The force of attraction between the plates of a parallel plate capacitor can be derived from the energy stored in the capacitor.

1. Method 1: Using Energy Derivative The potential energy stored in a capacitor with fixed charge $Q$ is given by $U = \frac{Q^2}{2C}$. We know that capacitance $C = \frac{\epsilon_0 A}{x}$, where $x$ is the separation.
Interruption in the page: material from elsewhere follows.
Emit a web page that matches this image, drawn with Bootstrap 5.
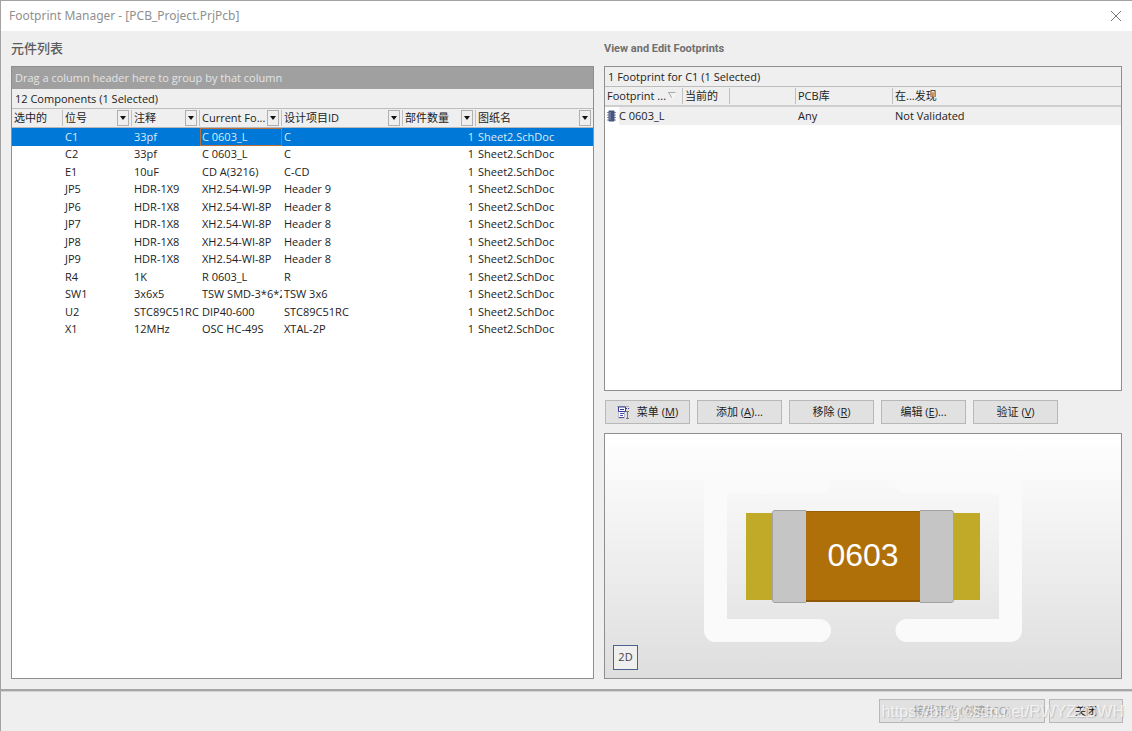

Thus, $U = \frac{Q^2 x}{2\epsilon_0 A}$. The force $F$ is the rate of change of potential energy with respect to separation distance (magnitude of the gradient of potential energy): $|F| = \frac{dU}{dx} = \frac{d}{dx} \left( \frac{Q^2 x}{2\epsilon_0 A} \right) = \frac{Q^2}{2\epsilon_0 A}$ Substituting $Q = CV$ and $\epsilon_0 A = Cd$ (since $C = \epsilon_0 A / d$): $F = \frac{(CV)^2}{2(Cd)} = \frac{C^2 V^2}{2Cd} = \frac{CV^2}{2d}$

2. Method 2: Using Electric Field The electric field $E$ produced by one charged plate (infinite sheet approximation) is $E = \frac{\sigma}{2\epsilon_0}$, where $\sigma$ is the surface charge density. The force exerted on the other plate carrying charge $Q$ is $F = Q \times E$. $F = Q \left( \frac{\sigma}{2\epsilon_0} \right) = Q \left( \frac{Q/A}{2\epsilon_0} \right) = \frac{Q^2}{2\epsilon_0 A}$ Using $Q = CV$ and $C = \frac{\epsilon_0 A}{d}$ (so $\epsilon_0 A = Cd$): $F = \frac{(CV)^2}{2Cd} = \frac{CV^2}{2d}$